• _GOAL OF THE EXERCISE_
Where a line contains the word "styles", copy that line in full.

╭─ DATA SEGMENT

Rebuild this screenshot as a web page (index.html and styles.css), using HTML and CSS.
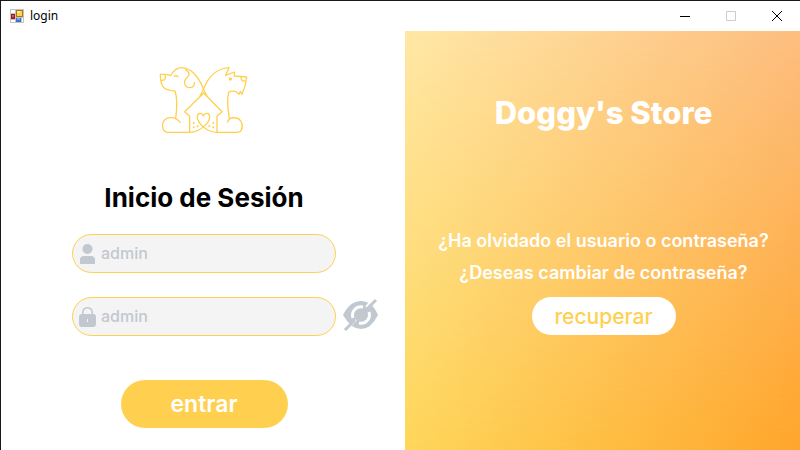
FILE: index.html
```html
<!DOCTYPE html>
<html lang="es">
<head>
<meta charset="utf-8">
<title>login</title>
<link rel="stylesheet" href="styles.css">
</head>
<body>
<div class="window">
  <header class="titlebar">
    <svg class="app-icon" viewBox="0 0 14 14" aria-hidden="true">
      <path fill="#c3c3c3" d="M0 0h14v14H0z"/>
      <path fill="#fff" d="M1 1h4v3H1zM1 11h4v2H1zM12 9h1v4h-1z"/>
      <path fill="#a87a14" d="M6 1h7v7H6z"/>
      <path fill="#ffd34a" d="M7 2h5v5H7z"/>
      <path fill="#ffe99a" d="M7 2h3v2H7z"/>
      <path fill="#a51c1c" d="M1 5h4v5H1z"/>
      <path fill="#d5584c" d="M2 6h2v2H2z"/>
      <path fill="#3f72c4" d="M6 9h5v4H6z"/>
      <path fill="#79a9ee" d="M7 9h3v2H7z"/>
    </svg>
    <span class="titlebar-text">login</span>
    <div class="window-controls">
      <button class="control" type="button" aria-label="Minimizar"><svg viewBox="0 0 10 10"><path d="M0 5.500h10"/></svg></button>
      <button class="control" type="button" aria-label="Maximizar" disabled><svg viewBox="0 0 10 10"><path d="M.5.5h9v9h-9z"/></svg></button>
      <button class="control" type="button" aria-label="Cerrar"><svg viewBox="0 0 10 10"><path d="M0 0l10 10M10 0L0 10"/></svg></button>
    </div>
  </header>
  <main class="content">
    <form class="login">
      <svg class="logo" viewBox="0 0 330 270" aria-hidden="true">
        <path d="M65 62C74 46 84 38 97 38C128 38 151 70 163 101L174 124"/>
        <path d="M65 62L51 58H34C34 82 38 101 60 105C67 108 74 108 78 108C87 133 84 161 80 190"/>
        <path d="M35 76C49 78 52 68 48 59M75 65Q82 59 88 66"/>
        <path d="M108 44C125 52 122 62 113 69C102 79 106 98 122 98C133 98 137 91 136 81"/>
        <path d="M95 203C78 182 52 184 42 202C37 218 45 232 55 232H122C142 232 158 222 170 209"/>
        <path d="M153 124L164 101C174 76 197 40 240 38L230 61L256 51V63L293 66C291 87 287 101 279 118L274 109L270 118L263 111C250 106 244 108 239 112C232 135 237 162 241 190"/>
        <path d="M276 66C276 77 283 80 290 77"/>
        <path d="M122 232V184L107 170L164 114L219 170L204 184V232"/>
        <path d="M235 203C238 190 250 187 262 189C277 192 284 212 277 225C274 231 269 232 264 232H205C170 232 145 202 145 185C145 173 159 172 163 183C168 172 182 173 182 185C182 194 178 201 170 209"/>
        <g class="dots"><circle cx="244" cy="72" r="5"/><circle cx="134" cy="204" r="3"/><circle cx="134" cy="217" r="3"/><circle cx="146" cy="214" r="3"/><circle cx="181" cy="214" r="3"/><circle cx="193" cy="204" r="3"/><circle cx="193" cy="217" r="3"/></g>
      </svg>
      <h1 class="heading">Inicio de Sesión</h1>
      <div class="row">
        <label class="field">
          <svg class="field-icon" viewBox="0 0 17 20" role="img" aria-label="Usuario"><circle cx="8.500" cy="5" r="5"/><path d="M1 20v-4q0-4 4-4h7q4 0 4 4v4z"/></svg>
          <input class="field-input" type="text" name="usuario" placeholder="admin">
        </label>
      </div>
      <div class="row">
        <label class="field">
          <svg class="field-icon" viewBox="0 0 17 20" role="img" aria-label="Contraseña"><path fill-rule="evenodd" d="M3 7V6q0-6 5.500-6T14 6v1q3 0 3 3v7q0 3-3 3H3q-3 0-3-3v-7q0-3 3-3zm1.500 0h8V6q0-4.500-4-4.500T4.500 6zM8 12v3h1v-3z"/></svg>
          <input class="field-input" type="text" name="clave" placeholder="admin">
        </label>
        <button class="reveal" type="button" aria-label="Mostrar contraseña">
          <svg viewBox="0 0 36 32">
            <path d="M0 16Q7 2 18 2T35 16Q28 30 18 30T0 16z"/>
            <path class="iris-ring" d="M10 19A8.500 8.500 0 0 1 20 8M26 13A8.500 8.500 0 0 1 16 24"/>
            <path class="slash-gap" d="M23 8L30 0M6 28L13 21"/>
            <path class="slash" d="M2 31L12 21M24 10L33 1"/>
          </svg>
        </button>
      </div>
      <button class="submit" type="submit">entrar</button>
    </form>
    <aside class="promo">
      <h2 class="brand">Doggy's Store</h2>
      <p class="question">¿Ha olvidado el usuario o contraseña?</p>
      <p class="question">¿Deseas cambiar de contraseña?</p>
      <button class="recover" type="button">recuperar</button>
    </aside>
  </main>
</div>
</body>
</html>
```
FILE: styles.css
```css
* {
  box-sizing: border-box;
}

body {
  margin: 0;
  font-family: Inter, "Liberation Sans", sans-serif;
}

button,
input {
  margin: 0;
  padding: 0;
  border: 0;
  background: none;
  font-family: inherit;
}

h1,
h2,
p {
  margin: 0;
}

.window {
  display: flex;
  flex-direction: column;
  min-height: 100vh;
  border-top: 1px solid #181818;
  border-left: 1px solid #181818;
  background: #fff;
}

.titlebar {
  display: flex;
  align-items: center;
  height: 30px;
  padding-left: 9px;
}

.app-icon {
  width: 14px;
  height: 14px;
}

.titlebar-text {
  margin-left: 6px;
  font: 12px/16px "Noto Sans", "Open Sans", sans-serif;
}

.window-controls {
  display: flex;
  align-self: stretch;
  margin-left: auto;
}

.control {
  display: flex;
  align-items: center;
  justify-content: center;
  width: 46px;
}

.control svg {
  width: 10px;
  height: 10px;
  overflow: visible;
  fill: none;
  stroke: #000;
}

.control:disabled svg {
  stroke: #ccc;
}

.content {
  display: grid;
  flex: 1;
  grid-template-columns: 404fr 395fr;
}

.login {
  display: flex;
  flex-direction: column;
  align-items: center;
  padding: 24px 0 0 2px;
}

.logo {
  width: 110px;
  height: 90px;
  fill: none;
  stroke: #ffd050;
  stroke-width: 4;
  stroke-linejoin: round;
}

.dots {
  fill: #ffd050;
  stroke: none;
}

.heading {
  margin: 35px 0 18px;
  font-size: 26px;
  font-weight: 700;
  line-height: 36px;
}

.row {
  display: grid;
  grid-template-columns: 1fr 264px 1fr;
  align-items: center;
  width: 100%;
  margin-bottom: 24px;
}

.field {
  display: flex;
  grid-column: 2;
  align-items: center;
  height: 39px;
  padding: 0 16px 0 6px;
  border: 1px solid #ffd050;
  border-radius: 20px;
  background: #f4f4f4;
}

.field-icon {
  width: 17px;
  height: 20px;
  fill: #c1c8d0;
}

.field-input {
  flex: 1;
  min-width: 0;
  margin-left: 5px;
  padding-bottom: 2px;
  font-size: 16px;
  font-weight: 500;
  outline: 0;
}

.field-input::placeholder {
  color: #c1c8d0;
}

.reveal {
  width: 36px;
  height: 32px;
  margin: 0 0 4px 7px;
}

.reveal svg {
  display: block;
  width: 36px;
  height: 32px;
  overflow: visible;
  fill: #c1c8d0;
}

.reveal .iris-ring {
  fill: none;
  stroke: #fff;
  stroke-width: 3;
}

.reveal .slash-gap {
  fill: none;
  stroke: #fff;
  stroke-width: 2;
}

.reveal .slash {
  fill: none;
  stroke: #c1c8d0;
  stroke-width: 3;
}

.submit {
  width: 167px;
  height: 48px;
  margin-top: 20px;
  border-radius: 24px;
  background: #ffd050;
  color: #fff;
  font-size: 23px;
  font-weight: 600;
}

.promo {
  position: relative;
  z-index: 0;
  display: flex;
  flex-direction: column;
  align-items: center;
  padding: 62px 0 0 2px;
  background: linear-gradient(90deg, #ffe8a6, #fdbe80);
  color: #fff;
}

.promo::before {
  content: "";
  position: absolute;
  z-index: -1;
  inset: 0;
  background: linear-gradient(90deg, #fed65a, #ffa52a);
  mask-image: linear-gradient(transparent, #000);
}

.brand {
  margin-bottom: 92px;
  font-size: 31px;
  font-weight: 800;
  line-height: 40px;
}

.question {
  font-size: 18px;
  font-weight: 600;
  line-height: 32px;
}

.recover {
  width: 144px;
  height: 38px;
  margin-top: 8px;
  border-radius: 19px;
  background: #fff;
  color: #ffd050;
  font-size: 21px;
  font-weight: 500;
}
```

╰─

• _OUTPUT OF THE TASK_
Rebuild this screenshot as a web page (index.html and styles.css), using HTML and CSS.
<link rel="stylesheet" href="styles.css">
FILE: styles.css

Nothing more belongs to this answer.